On Jul 5, 3:55 pm, Wimpie wrote:
On 5 jul, 18:42, Michael wrote:



I've seen the Lazy H mentioned in many antenna books over the years,
so I decided to try one on 10 meters. According to the ARRL handbook
the Lazy H is two collinear elements stacked on above the other, Each
collinear element is made up of two 1/2 wave elements. I chose to
use 5/8 wave spacing between the top and bottom elements. I connected
the top and bottom elements with 450 ohm 16 gauge stranded ladder line
(window line). After building the antenna I verified connectivity
between the top and bottom right elements and the top and bottom left
elements. I color coded the end insulators on each side so I could
easily see which top and bottom elements were connected to each other.
The antenna book says to connect the 450 ohm ladder line from the
antenna tuner to the middle of the 450 ladder line that connects top
and bottom elements. Ok done. Now I put up the antenna and make sure
the top and bottom elements are in phase. That is both left connected
elements are on the left and both right connected element are on the
right. I also make sure there is no twist in the ladder line
connecting the top and bottom elements. I also checked the other
ends of the 450 ohm ladder line feeding the antenna has connectivity
at the antenna, and the left and right sides of the ladder line do not
have connectivity.

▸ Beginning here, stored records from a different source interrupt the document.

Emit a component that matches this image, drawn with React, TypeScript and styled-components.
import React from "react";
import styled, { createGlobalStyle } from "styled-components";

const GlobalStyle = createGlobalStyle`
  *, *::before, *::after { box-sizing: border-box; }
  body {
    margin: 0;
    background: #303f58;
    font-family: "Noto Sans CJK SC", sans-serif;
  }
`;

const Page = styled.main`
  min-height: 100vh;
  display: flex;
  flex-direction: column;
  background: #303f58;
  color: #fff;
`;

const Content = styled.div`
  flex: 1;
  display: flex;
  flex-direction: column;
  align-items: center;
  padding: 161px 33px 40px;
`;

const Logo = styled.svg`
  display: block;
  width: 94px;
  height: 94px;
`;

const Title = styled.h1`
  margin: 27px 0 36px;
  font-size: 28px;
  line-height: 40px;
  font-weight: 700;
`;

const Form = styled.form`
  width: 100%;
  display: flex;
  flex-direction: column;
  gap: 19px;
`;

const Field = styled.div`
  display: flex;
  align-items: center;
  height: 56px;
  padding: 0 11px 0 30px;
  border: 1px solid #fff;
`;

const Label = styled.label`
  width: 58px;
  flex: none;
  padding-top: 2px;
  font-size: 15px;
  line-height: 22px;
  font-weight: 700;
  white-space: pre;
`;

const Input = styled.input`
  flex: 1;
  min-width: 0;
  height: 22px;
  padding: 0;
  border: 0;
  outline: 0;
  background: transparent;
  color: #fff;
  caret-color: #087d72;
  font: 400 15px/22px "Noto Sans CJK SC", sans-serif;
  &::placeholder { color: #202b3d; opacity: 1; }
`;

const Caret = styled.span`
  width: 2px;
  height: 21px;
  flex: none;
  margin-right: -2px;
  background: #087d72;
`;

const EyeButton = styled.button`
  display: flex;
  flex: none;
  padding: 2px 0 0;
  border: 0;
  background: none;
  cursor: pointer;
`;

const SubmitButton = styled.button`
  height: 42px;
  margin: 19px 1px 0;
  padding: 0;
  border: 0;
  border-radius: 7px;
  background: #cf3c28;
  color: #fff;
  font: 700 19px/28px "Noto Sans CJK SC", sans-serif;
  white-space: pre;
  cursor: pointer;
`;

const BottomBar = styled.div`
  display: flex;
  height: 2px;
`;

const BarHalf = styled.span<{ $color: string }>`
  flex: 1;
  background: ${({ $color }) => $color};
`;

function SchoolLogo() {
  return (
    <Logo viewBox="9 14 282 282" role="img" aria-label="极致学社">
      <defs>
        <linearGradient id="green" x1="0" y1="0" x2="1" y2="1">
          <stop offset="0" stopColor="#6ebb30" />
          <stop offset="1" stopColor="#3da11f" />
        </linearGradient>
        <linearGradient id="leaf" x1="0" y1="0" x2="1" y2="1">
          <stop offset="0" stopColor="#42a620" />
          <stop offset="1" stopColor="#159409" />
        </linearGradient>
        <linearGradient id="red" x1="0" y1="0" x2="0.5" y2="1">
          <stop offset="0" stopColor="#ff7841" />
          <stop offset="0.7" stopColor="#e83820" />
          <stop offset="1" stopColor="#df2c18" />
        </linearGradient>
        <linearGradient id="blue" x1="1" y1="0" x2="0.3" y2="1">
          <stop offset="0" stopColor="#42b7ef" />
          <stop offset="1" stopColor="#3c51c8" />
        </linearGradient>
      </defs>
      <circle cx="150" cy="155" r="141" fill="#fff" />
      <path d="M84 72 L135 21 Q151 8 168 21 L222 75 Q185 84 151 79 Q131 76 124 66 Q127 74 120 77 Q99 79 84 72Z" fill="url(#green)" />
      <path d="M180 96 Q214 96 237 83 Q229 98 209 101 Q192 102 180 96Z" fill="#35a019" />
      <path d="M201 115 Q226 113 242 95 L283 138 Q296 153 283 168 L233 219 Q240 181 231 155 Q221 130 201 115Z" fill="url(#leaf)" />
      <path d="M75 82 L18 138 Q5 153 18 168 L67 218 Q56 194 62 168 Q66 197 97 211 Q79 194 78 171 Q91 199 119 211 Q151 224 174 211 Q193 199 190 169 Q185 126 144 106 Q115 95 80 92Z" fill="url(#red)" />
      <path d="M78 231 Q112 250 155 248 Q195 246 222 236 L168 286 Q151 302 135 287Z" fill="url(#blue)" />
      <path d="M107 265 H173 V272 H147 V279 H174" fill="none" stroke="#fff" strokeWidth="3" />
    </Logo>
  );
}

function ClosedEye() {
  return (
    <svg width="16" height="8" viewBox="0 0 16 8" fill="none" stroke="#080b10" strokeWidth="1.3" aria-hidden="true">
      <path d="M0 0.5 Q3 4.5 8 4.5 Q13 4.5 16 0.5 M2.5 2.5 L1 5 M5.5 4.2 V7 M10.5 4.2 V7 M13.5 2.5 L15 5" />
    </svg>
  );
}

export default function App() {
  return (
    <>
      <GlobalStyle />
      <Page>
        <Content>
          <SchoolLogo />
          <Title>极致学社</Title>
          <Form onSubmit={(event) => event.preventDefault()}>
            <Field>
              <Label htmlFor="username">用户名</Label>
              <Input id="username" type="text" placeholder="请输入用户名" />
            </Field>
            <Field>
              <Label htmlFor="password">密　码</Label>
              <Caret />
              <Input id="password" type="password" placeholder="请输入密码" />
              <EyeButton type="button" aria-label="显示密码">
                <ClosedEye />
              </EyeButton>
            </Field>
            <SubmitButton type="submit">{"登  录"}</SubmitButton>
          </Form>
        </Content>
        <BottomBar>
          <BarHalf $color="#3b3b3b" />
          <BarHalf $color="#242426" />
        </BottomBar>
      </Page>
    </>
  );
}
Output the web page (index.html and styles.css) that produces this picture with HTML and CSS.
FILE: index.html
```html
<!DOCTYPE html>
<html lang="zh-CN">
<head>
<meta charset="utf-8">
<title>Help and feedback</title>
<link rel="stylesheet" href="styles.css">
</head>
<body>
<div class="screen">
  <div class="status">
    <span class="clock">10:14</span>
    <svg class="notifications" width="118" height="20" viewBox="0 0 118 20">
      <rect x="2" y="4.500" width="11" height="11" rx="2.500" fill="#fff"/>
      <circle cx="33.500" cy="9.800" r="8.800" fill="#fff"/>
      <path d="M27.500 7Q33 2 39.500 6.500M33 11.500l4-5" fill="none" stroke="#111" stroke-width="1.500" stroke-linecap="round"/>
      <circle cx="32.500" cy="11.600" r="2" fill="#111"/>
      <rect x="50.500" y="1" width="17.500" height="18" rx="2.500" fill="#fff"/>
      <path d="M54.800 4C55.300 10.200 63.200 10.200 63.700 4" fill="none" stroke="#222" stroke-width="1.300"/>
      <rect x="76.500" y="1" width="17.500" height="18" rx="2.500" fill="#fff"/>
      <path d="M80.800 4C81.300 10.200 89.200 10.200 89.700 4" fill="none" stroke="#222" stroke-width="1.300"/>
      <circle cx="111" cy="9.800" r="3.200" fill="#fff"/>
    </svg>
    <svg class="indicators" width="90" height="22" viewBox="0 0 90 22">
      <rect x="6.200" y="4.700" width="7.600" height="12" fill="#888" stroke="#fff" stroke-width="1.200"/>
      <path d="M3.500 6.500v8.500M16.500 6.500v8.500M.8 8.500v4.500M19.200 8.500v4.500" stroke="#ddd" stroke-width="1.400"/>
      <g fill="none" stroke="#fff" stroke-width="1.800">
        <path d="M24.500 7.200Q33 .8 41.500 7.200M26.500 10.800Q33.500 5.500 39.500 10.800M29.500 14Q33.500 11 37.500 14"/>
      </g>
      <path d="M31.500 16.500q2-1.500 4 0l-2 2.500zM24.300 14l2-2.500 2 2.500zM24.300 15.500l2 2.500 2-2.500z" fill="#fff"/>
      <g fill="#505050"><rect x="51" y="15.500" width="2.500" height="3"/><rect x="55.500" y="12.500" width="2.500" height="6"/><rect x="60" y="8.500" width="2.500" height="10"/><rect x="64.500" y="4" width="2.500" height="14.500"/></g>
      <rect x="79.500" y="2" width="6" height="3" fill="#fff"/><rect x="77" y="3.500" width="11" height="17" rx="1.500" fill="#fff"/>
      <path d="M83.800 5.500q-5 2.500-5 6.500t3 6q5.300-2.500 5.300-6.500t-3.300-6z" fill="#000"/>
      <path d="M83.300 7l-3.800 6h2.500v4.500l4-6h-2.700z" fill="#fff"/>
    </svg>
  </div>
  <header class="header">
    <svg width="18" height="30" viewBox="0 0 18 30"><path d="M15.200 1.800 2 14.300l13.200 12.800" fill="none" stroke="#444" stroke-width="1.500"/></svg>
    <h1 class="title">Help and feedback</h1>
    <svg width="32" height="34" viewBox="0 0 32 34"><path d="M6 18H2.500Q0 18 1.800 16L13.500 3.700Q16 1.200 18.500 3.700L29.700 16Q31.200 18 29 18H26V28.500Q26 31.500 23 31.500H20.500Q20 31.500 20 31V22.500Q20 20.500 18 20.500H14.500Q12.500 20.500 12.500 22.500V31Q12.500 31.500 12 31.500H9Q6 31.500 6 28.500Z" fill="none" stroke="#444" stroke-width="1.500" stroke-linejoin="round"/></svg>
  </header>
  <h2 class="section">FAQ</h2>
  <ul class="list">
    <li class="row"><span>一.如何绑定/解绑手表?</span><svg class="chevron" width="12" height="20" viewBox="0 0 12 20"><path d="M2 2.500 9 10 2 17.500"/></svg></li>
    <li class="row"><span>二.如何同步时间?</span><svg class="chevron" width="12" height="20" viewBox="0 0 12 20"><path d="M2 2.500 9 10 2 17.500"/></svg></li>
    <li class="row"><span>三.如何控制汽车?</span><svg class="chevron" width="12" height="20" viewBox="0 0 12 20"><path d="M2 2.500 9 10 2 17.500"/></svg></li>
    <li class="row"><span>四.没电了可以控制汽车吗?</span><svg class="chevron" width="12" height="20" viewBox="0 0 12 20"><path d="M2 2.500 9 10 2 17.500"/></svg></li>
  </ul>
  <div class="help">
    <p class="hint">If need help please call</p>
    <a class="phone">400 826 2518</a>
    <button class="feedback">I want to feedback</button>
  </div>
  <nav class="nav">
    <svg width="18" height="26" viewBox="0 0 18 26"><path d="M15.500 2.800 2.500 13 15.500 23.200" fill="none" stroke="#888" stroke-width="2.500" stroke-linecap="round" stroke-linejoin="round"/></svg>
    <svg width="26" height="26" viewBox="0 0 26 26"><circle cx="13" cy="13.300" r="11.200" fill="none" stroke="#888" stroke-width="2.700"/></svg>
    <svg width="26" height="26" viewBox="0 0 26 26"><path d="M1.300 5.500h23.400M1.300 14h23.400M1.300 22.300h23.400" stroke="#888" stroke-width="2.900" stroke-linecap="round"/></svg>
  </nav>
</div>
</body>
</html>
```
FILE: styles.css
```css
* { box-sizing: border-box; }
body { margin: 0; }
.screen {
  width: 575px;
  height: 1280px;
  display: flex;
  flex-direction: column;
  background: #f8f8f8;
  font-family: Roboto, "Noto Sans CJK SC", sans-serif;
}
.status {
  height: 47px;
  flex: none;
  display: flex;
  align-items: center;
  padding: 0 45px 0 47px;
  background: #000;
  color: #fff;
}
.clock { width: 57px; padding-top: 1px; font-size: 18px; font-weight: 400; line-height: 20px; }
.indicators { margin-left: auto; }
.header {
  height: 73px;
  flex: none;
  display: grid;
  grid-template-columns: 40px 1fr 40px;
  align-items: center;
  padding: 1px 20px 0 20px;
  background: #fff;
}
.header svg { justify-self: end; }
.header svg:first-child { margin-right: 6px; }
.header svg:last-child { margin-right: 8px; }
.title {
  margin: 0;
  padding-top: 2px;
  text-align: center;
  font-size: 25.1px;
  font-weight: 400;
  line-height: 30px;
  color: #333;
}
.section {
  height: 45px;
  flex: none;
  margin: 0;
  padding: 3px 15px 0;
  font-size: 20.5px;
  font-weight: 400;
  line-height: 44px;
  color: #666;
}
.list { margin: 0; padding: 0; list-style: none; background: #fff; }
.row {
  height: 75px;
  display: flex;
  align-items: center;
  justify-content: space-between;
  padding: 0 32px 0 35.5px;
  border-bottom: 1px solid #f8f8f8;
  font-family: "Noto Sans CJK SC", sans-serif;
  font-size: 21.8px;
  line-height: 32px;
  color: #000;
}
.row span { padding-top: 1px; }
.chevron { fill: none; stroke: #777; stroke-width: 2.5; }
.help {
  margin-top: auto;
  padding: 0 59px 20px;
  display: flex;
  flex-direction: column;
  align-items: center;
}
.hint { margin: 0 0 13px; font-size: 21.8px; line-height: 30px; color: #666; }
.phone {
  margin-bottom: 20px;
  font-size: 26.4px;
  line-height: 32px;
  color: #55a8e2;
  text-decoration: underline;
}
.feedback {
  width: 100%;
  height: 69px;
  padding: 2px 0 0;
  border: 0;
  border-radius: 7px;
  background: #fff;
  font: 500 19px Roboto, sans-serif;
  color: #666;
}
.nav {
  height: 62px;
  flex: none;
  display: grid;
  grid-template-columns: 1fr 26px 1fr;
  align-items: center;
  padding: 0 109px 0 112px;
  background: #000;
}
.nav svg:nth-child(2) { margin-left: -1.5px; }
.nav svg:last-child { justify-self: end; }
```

The 450 ohm ladder line feeding the antenna is
about 200 feet long.
Now I bring the 450 ohm feedline in to the house, hook it to my
Dentron MT-2000 antenna tuner with the 4:1 balun inside, tune it up,
and it sucks! Both my half wave horizontal dipole and my Solarcon
Max-2000 blow it away on incoming skip even in the preferred direction
of the lazy H. I rechecked my connections and the lengths of the
elements and spacing and they are correct. I did take in to account
the velocity factor of the 450 ladder line that connects the top
elements to the bottom elements. The antenna book says the length of
the 450 ladder lien between the antenna and the antenna tuner can e
any lenght.
The bottom element is at least 1/2 wave of the ground, and the top
element is 5/8ths wave above that. What did I do wrong?

Michael

Hi Michael,

Normally spoken the feedline between top to bottom elements is
0.5lambda long, without twist, feeding in the middle. The path from
feedpoint to end of the radiation elements is 0.75 lambda, giving an
almost real low input impedance (on order of 30 Ohms, depending on
thickness of radiating elements). In fact you have two full wave
dipoles fed in phase that give most radiation (ground ignored)
perpendicular to the array (bidirectional). There is a vertical null

Why choosing 5/8 lambda vertical element spacing? You create a
vertical lobe and a null in the elevation radiation pattern under
about 53 degrees. You also get a strong reactive input impedance, but
this may not be a problem with the ladder line.

Did you do some indicative field strength measurements (diode
detector) to find out whether it (and the elements) do(es) radiate
(comparing to the other antennas)? It may also reveal some hidden
things.

Maybe somebody knows a loss figure for your ladder line (at 28 MHz) to
assess the losses in the line (200ft part) because of bad VSWR.

Best regards,

Wim
PA3DJSwww.tetech.nl
When you remove abc, the mail does work.

Hi Wim,
According to the ARRL handbook the highest gain is achieve with a
5/8ths wave spacing between the upper and lower elements. The
handbook gives the following figures for estimated gain.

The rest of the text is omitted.